Secure Identity Card Program History

1996 Army tests the multi-access reader card in Hawaii
1998 Navy picks up the program to expand DoDwide
April 1999 Deputy Secretary of Defense creates Program Office Responsibilities for the DoD Public Key Infrastructure (PKI)
June 1999 Secretary of Navy Certifies the successful outfitting of two Carrier Battle Groups and Amphibious Ready Groups with smart card technology
Nov 1999 Secretary of Defense establishes the Common Access Card (CAC)
2000 DoD issues its first CAC
August 2000 Release of GSA Government Smart Card Interoperability Specification (GSC IS) 1.0
August 2002 DoD issues is 1 millionth CAC
August 2004 President Bush issues Homeland Security Presidential Directive-12
January 2006 Joint Task Force- Global Network Operations issues a tasking order to expedite deployment of PKI based log-on to DoD’s unclassified networks and Web applications.
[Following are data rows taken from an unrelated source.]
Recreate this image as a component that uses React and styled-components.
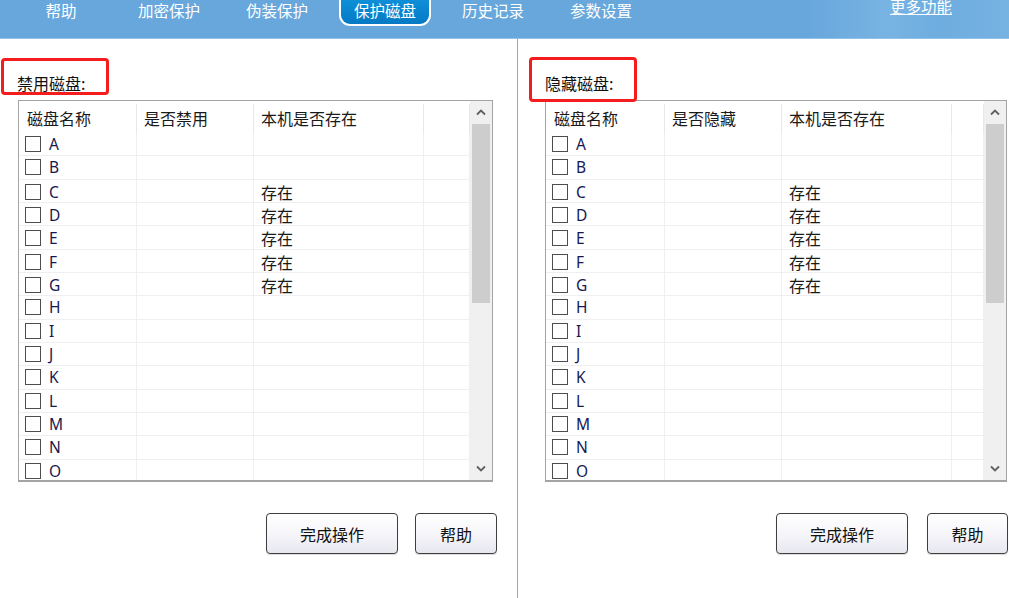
import React from "react";
import styled, { createGlobalStyle } from "styled-components";

const Global = createGlobalStyle`
  html, body { margin: 0; padding: 0; background: #fff; }
  body { font-family: "Noto Sans CJK SC", "Noto Sans", sans-serif; }
  * { box-sizing: border-box; }
`;

const Root = styled.div`
  width: 1009px;
  height: 598px;
  display: flex;
  flex-direction: column;
  overflow: hidden;
  background: #fff;
`;

const TopBar = styled.div`
  height: 39px;
  flex: none;
  display: flex;
  align-items: flex-start;
  padding-left: 7px;
  background: linear-gradient(90deg, #68a7dc 0%, #68a7dc 80%, #78b4e3 88%, #6eaddf 93%, #76b2e2 100%);
  border-bottom: 1px solid #93c2e8;
`;

const NavItem = styled.div`
  width: 108px;
  display: flex;
  justify-content: center;
`;

const NavLabel = styled.span`
  color: #fff;
  font-size: 15.5px;
  line-height: 20px;
  white-space: nowrap;
  ${(p) =>
    p.$active
      ? `
    padding: 0 13px 4px;
    background: linear-gradient(180deg, #0e8fd8 0%, #0579c4 100%);
    border: 2px solid #fff;
    border-top: none;
    border-radius: 0 0 11px 11px;
  `
      : ""}
`;

const MoreLink = styled.span`
  margin-left: auto;
  margin-right: 57px;
  margin-top: -4px;
  color: #fff;
  font-size: 15.5px;
  line-height: 20px;
  text-decoration: underline;
  text-underline-offset: 1px;
`;

const Main = styled.div`
  flex: 1;
  display: flex;
`;

const Panel = styled.div`
  position: relative;
  width: ${(p) => p.$width};
  flex: none;
  display: flex;
  flex-direction: column;
  padding-top: 34px;
  padding-left: ${(p) => p.$padLeft}px;
  border-right: ${(p) => (p.$divider ? "1px solid #a5a5a5" : "none")};
`;

const Highlight = styled.div`
  position: absolute;
  left: ${(p) => p.$left}px;
  top: ${(p) => p.$top}px;
  width: 108px;
  height: ${(p) => p.$height}px;
  border: 3px solid #f41c1c;
  border-radius: 4px;
  pointer-events: none;
`;

const SectionLabel = styled.div`
  font-size: 16px;
  line-height: 20px;
  color: #111;
  height: 20px;
  margin-bottom: 7px;
  margin-left: ${(p) => p.$shift || 0}px;
`;

const TableBox = styled.div`
  width: ${(p) => p.$width}px;
  height: 382px;
  border: 1px solid #a3a3a3;
  border-bottom-width: 2px;
  display: flex;
  overflow: hidden;
`;

const TableBody = styled.div`
  flex: 1;
  overflow: hidden;
`;

const Row = styled.div`
  display: grid;
  grid-template-columns: ${(p) => p.$cols};
  height: ${(p) => (p.$header ? "32px" : "23.33px")};
  border-bottom: ${(p) => (p.$header ? "none" : "1px solid #efefef")};
`;

const HeadCell = styled.div`
  display: flex;
  align-items: center;
  padding-left: ${(p) => p.$pad || 7}px;
  padding-top: 2px;
  font-size: 16px;
  color: #1a1a1a;
  position: relative;
  &::after {
    content: "";
    position: absolute;
    right: 0;
    top: 3px;
    bottom: 0;
    width: 1px;
    background: #e8e8e8;
  }
`;

const Cell = styled.div`
  display: flex;
  align-items: center;
  padding-left: ${(p) => p.$pad || 7}px;
  border-right: 1px solid #efefef;
  font-size: 16px;
  color: #1a1a1a;
  gap: 8px;
`;

const Check = styled.span`
  width: 16px;
  height: 16px;
  border: 1.5px solid #4d4d4d;
  background: #fff;
  flex: none;
`;

const Letter = styled.span`
  font-family: "Noto Sans", "Open Sans", sans-serif;
  font-size: 15.5px;
  color: #181850;
`;

const ScrollBar = styled.div`
  width: 22px;
  flex: none;
  background: #f0f0f0;
  display: flex;
  flex-direction: column;
  align-items: center;
`;

const ScrollArrow = styled.div`
  height: 23px;
  width: 100%;
  display: flex;
  align-items: center;
  justify-content: center;
  flex: none;
`;

const Thumb = styled.div`
  width: 18px;
  height: 179px;
  background: #cdcdcd;
  flex: none;
`;

const Spacer = styled.div`
  flex: 1;
`;

const ButtonRow = styled.div`
  display: flex;
  gap: ${(p) => p.$gap}px;
  margin-top: 31px;
  padding-left: ${(p) => p.$offset}px;
`;

const Button = styled.button`
  width: ${(p) => p.$w}px;
  height: 41px;
  border: 1px solid #3e3e3e;
  border-radius: 4px;
  background: linear-gradient(180deg, #ffffff 0%, #f6f6fa 50%, #e7e7ef 100%);
  font-family: "Noto Sans CJK SC", sans-serif;
  font-size: 16px;
  color: #111;
  padding: 0;
  box-shadow: 0 1px 1px rgba(0, 0, 0, 0.15);
`;

const Chevron = ({ down }) => (
  <svg width="10" height="7" viewBox="0 0 10 7">
    <path
      d={down ? "M1 1.5 L5 5.5 L9 1.5" : "M1 5.5 L5 1.5 L9 5.5"}
      fill="none"
      stroke="#606060"
      strokeWidth="1.8"
    />
  </svg>
);

const LETTERS = "ABCDEFGHIJKLMNO".split("");
const EXISTS = new Set(["C", "D", "E", "F", "G"]);

function DiskTable({ width, cols, flagTitle, firstPad }) {
  return (
    <TableBox $width={width}>
      <TableBody>
        <Row $header $cols={cols}>
          <HeadCell $pad={firstPad + 2}>磁盘名称</HeadCell>
          <HeadCell>{flagTitle}</HeadCell>
          <HeadCell>本机是否存在</HeadCell>
          <HeadCell />
        </Row>
        {LETTERS.map((l) => (
          <Row key={l} $cols={cols}>
            <Cell $pad={firstPad}>
              <Check />
              <Letter>{l}</Letter>
            </Cell>
            <Cell />
            <Cell>{EXISTS.has(l) ? "存在" : ""}</Cell>
            <Cell />
          </Row>
        ))}
      </TableBody>
      <ScrollBar>
        <ScrollArrow>
          <Chevron />
        </ScrollArrow>
        <Thumb />
        <Spacer />
        <ScrollArrow>
          <Chevron down />
        </ScrollArrow>
      </ScrollBar>
    </TableBox>
  );
}

const NAV = ["帮助", "加密保护", "伪装保护", "保护磁盘", "历史记录", "参数设置"];

export default function App() {
  return (
    <Root>
      <Global />
      <TopBar>
        {NAV.map((n) => (
          <NavItem key={n}>
            <NavLabel $active={n === "保护磁盘"}>{n}</NavLabel>
          </NavItem>
        ))}
        <MoreLink>更多功能</MoreLink>
      </TopBar>
      <Main>
        <Panel $width="518px" $padLeft={18} $divider>
          <Highlight $left={1} $top={19} $height={37} />
          <SectionLabel $shift={-1}>禁用磁盘:</SectionLabel>
          <DiskTable width={475} cols="118px 117px 170px 1fr" flagTitle="是否禁用" firstPad={6} />
          <ButtonRow $offset={248} $gap={17}>
            <Button $w={132}>完成操作</Button>
            <Button $w={82}>帮助</Button>
          </ButtonRow>
        </Panel>
        <Panel $width="491px" $padLeft={27}>
          <Highlight $left={11} $top={18} $height={45} />
          <SectionLabel>隐藏磁盘:</SectionLabel>
          <DiskTable width={462} cols="119px 117px 170px 1fr" flagTitle="是否隐藏" firstPad={6} />
          <ButtonRow $offset={231} $gap={19}>
            <Button $w={132}>完成操作</Button>
            <Button $w={81}>帮助</Button>
          </ButtonRow>
        </Panel>
      </Main>
    </Root>
  );
}
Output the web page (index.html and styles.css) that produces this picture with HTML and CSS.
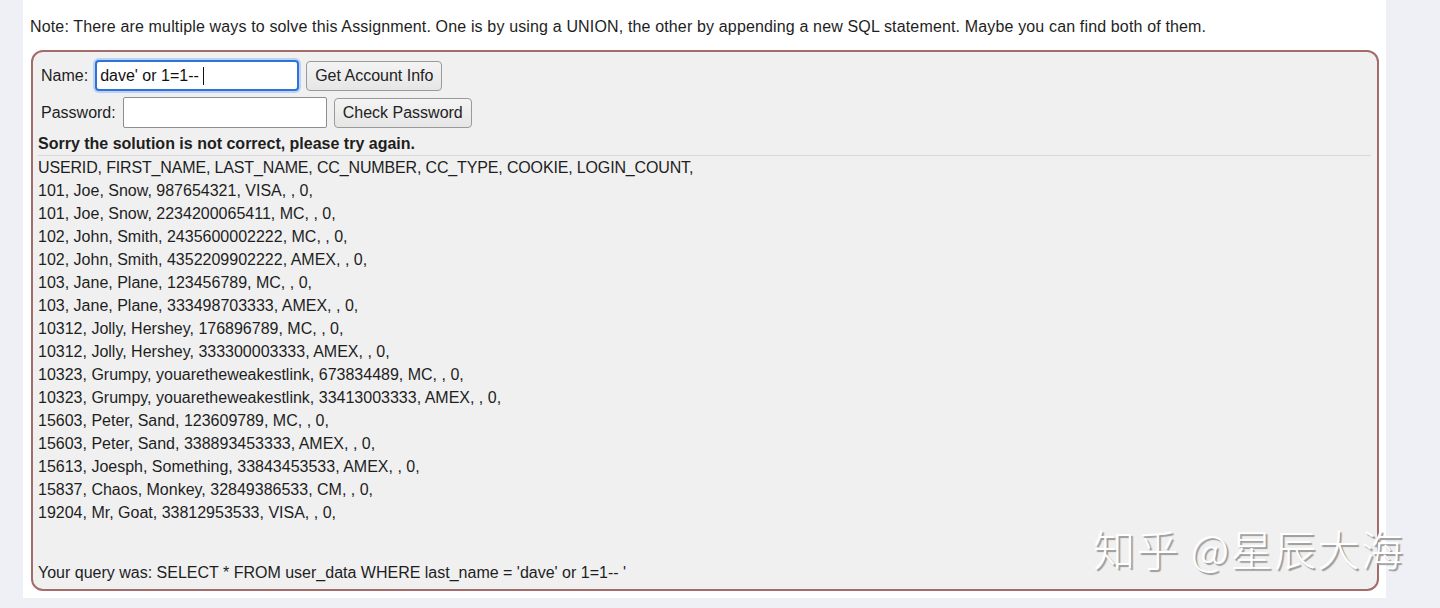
FILE: index.html
```html
<!DOCTYPE html>
<html lang="en">
<head>
<meta charset="utf-8">
<title>SQL Injection</title>
<link rel="stylesheet" href="styles.css">
</head>
<body>
<div class="card">
  <p class="note">Note: There are multiple ways to solve this Assignment. One is by using a UNION, the other by appending a new SQL statement. Maybe you can find both of them.</p>
  <div class="attack">
    <form class="form">
      <div class="row">
        <label class="lbl">Name:</label>
        <span class="input focus">dave' or 1=1--&nbsp;<span class="caret"></span></span>
        <button type="button" class="btn">Get Account Info</button>
      </div>
      <div class="row">
        <label class="lbl">Password:</label>
        <span class="input"></span>
        <button type="button" class="btn">Check Password</button>
      </div>
    </form>
    <div class="feedback">Sorry the solution is not correct, please try again.</div>
    <div class="output">
      <p class="line head">USERID, FIRST_NAME, LAST_NAME, CC_NUMBER, CC_TYPE, COOKIE, LOGIN_COUNT, </p>
      <p class="line">101, Joe, Snow, 987654321, VISA, , 0, </p>
      <p class="line">101, Joe, Snow, 2234200065411, MC, , 0, </p>
      <p class="line">102, John, Smith, 2435600002222, MC, , 0, </p>
      <p class="line">102, John, Smith, 4352209902222, AMEX, , 0, </p>
      <p class="line">103, Jane, Plane, 123456789, MC, , 0, </p>
      <p class="line">103, Jane, Plane, 333498703333, AMEX, , 0, </p>
      <p class="line">10312, Jolly, Hershey, 176896789, MC, , 0, </p>
      <p class="line">10312, Jolly, Hershey, 333300003333, AMEX, , 0, </p>
      <p class="line">10323, Grumpy, youaretheweakestlink, 673834489, MC, , 0, </p>
      <p class="line">10323, Grumpy, youaretheweakestlink, 33413003333, AMEX, , 0, </p>
      <p class="line">15603, Peter, Sand, 123609789, MC, , 0, </p>
      <p class="line">15603, Peter, Sand, 338893453333, AMEX, , 0, </p>
      <p class="line">15613, Joesph, Something, 33843453533, AMEX, , 0, </p>
      <p class="line">15837, Chaos, Monkey, 32849386533, CM, , 0, </p>
      <p class="line">19204, Mr, Goat, 33812953533, VISA, , 0, </p>
      <p class="query">Your query was: SELECT * FROM user_data WHERE last_name = 'dave' or 1=1-- '</p>
    </div>
  </div>
</div>
<div class="watermark">知乎 @星辰大海</div>
</body>
</html>
```

FILE: styles.css
```css
html, body {
  margin: 0;
  padding: 0;
}
body {
  background: #eff0f5;
  font-family: "Liberation Sans", Arial, Helvetica, sans-serif;
  font-size: 16px;
  color: #1e1e1e;
  height: 608px;
  overflow: hidden;
  position: relative;
}
.card {
  margin-left: 23px;
  width: 1363px;
  height: 598px;
  background: #ffffff;
  padding: 0 8px 0 7px;
  box-sizing: border-box;
  display: flex;
  flex-direction: column;
}
.note {
  margin: 0;
  padding-top: 15px;
  line-height: 23px;
  letter-spacing: 0.15px;
}
.attack {
  margin-top: 12px;
  margin-left: 1px;
  width: 1348px;
  border: 2px solid #a46b6b;
  border-radius: 12px;
  background: #f0f0f0;
  padding: 8px 6px 0 5px;
  box-sizing: border-box;
  height: 541px;
}
.form {
  display: flex;
  flex-direction: column;
  gap: 6px;
}
.row {
  display: flex;
  align-items: center;
  gap: 7px;
  padding-left: 3px;
}
.lbl {
  line-height: 20px;
}
.input {
  display: inline-flex;
  align-items: center;
  box-sizing: border-box;
  width: 204px;
  height: 31px;
  background: #fff;
  border: 1px solid #8e8e8e;
  border-radius: 2px;
  padding: 0 4px;
  font-size: 16px;
  color: #111;
  white-space: pre;
}
.focus {
  border: 2px solid #2f73d9;
  border-radius: 4px;
  box-shadow: 0 0 0 2px #b8d3f5;
  padding: 0 3px;
}
.caret {
  display: inline-block;
  width: 1px;
  height: 18px;
  background: #111;
}
.btn {
  font-family: inherit;
  font-size: 16px;
  color: #222;
  height: 30px;
  padding: 0 8px;
  background: linear-gradient(#f4f4f4, #e6e6e6);
  border: 1px solid #9a9a9a;
  border-radius: 4px;
}
.feedback {
  font-weight: bold;
  line-height: 23px;
  margin-top: 4px;
  border-bottom: 1px solid #d8d8d8;
}
.output {
  display: flex;
  flex-direction: column;
}
.line {
  margin: 0;
  line-height: 23px;
}
.head {
  letter-spacing: -0.15px;
}
.query {
  margin: 37px 0 0 0;
  line-height: 23px;
}
.watermark {
  position: absolute;
  left: 1093px;
  top: 520px;
  font-family: "Noto Sans CJK SC", sans-serif;
  font-weight: 300;
  font-size: 42px;
  line-height: 56px;
  color: #ffffff;
  text-shadow: 2px 2px 1px #9a9a9a;
  letter-spacing: 1.5px;
  white-space: nowrap;
}
```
June 2006 DoD issues is 10 millionth CAC
June 2007 JTF-GNO reports that 93 percent of authorized users log on with CAC
October 2008 Civilian agencies miss goal to issue HSPD-12 cards to all employees and contractors
November 2009 OMB requires civilian agencies to implement only HSPD-12-capable hardware and software for all new systems starting in 2011, and update existing systems by 2012.
2010 DoD has more than 3.5 million employees with CACs, and is looking at expanding the use of the cards to include transit benefits and act as an electronic purse.